Speech Contest Tackles Homeless Crisis


Yasmine Chang, Staff Writer

With homelessness and its solution as its theme, the 83rd annual speech contest took place at the Moraga Public Library on February 5.

According to librarian Sarah Morgan, students delivered speeches ranging from 5 to 10 minutes in length.

Sophomore Lela Tolajian, a former contestant said, “I really like public speaking and I think it’s really important for people to speak their minds and talk about issues they care about.”

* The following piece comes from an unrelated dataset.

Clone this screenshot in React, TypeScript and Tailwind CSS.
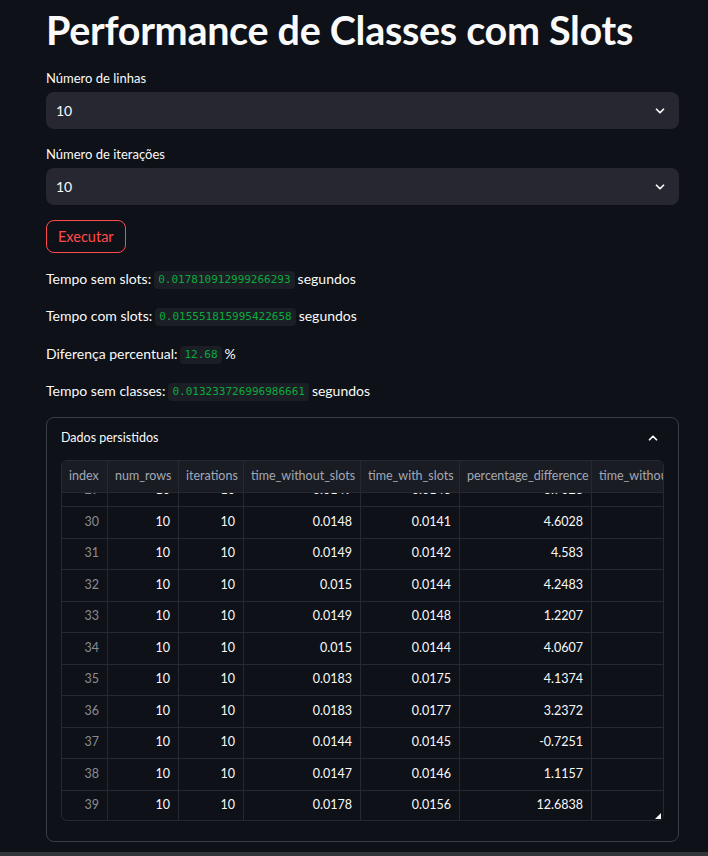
import React from "react";

const rows = [
  ["29", "10", "10", "0.0149", "0.0143", "3.7028"],
  ["30", "10", "10", "0.0148", "0.0141", "4.6028"],
  ["31", "10", "10", "0.0149", "0.0142", "4.583"],
  ["32", "10", "10", "0.015", "0.0144", "4.2483"],
  ["33", "10", "10", "0.0149", "0.0148", "1.2207"],
  ["34", "10", "10", "0.015", "0.0144", "4.0607"],
  ["35", "10", "10", "0.0183", "0.0175", "4.1374"],
  ["36", "10", "10", "0.0183", "0.0177", "3.2372"],
  ["37", "10", "10", "0.0144", "0.0145", "-0.7251"],
  ["38", "10", "10", "0.0147", "0.0146", "1.1157"],
  ["39", "10", "10", "0.0178", "0.0156", "12.6838"],
];

const cols = [
  { name: "index", w: "w-[46px]" },
  { name: "num_rows", w: "w-[71px]" },
  { name: "iterations", w: "w-[65px]" },
  { name: "time_without_slots", w: "w-[117px]" },
  { name: "time_with_slots", w: "w-[99px]" },
  { name: "percentage_difference", w: "w-[132px]" },
  { name: "time_without_classes", w: "w-[80px]" },
];

function Chevron({ up = false }: { up?: boolean }) {
  return (
    <svg width="14" height="14" viewBox="0 0 24 24" fill="none" stroke="#fafafa" strokeWidth="3" strokeLinecap="round" strokeLinejoin="round">
      {up ? <path d="M6 15l6-6 6 6" /> : <path d="M6 9l6 6 6-6" />}
    </svg>
  );
}

function Select({ label }: { label: string }) {
  return (
    <div className="flex flex-col">
      <div className="text-[13px] leading-[20px] mb-[4px]">{label}</div>
      <div className="h-[37px] rounded-lg bg-[#262730] flex items-center justify-between pl-[10px] pr-[12px]">
        <span className="text-[14px]">10</span>
        <Chevron />
      </div>
    </div>
  );
}

function Code({ children }: { children: React.ReactNode }) {
  return (
    <span className="inline-block bg-[#1c1e26] text-[#09ab3b] rounded px-[4px] text-[11px] leading-[18px] mx-[3px] align-[1px]" style={{ fontFamily: '"DejaVu Sans Mono", monospace' }}>
      {children}
    </span>
  );
}

export default function App() {
  return (
    <div className="min-h-[856px] w-full bg-[#0e1117] text-[#fafafa] flex flex-col" style={{ fontFamily: 'Lato, "Noto Sans", sans-serif' }}>
      <div className="flex-1 pl-[46px] pr-[29px] pt-[8px] flex flex-col">
        <h1 className="text-[39.5px] font-bold leading-[44px] tracking-[-0.3px]">Performance de Classes com Slots</h1>
        <div className="mt-[16px]">
          <Select label="Número de linhas" />
        </div>
        <div className="mt-[15px]">
          <Select label="Número de iterações" />
        </div>
        <div className="mt-[15px]">
          <button className="h-[33px] px-[11px] rounded-lg border border-[#ff4b4b] text-[#ff4b4b] text-[14.5px] bg-transparent">Executar</button>
        </div>
        <div className="mt-[15.5px] flex flex-col gap-[17.5px] text-[14px] leading-[19px]">
          <div>Tempo sem slots:<Code>0.017810912999266293</Code>segundos</div>
          <div>Tempo com slots:<Code>0.015551815995422658</Code>segundos</div>
          <div>Diferença percentual:<Code>12.68</Code>%</div>
          <div>Tempo sem classes:<Code>0.013233726996986661</Code>segundos</div>
        </div>
        <div className="mt-[16px] rounded-lg border border-[#3b3d45] px-[14px] pt-[10px] pb-[20px]">
          <div className="flex items-center justify-between h-[20px] pr-[4px]">
            <span className="text-[12.5px]">Dados persistidos</span>
            <Chevron up />
          </div>
          <div className="relative mt-[12px] rounded-md border border-[#262932] overflow-hidden h-[361px]">
            <div className="flex h-[32px] bg-[#1a1c24] border-b border-[#262932]">
              {cols.map((c, i) => (
                <div key={i} className={`${c.w} shrink-0 border-r border-[#262932] flex items-center px-[7px] text-[12.5px] text-[#a3a8b4] whitespace-nowrap overflow-hidden`}>
                  {c.name}
                </div>
              ))}
            </div>
            <div className="h-[328px] overflow-hidden">
              <div className="mt-[-17.5px]">
                {rows.map((r, ri) => (
                  <div key={ri} className="flex h-[31.5px] border-b border-[#262932]">
                    {cols.map((c, ci) => (
                      <div key={ci} className={`${c.w} shrink-0 border-r border-[#262932] flex items-center justify-end px-[8px] text-[12.5px] whitespace-nowrap overflow-hidden ${ci === 0 ? "text-[#8a8c94]" : "text-[#fafafa]"}`}>
                        {ci < 6 ? r[ci] : ""}
                      </div>
                    ))}
                  </div>
                ))}
              </div>
            </div>
            <svg className="absolute right-[2px] bottom-[1px]" width="6" height="6" viewBox="0 0 6 6">
              <path d="M6 0V6H0Z" fill="#fafafa" />
            </svg>
          </div>
        </div>
      </div>
      <div className="h-[4px] bg-[#33363b]" />
    </div>
  );
}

Senior Samuel Morash, 1 of this year’s speakers, said, “I was inspired to participate in the competition mostly because I find the lack of awareness of the homelessness crisis in Moraga amongst all age groups, specifically students, alarming. I think it is necessary as a resident of a state with the immense wealth California has, to talk about the issue with urgency whenever I can.”

“I think it’s a good thing for people to be talking about it and advocating for why it’s important,” Tolajian agreed. There are an estimated 383,000 people living on the streets in the United States.

“That’s a lot of people without proper homes,” Morgan said.

A report from the U.S. Department of Housing and Urban Development showed that a quarter of homeless people in America inhabit California, adding up to around 151 thousand people.  According to Statista, California has the 4th highest homelessness rate in the U.S. 

“I think that a lot of the people competing in the speech contest are seniors and almost 18, so I think it’s really good that people who are about to be able to vote are doing more research on it like homelessness which is a big problem in California,” Tolajian said.

Morasch proposed that California build “legal jurisdiction” so that corporations cannot escape taxes. “Apple, whose headquarters are in Cupertino, ran its business…through Ireland and was able to receive €12 billion in illegal tax breaks until a European Union court found them guilty of doing so in September of last year,” he said.

“It’s well known that some of these companies, which are all amongst the most valuable in the world, repeat formulas like this and escape California’s high taxes. The state needs to build legal jurisdiction to eliminate this loophole. Doing so would generate a lot of revenue that could go towards long term solutions for homelessness like housing programs,” said Morasch.

“I think it’s good that young people are talking about [important] issues,” Tolajian said.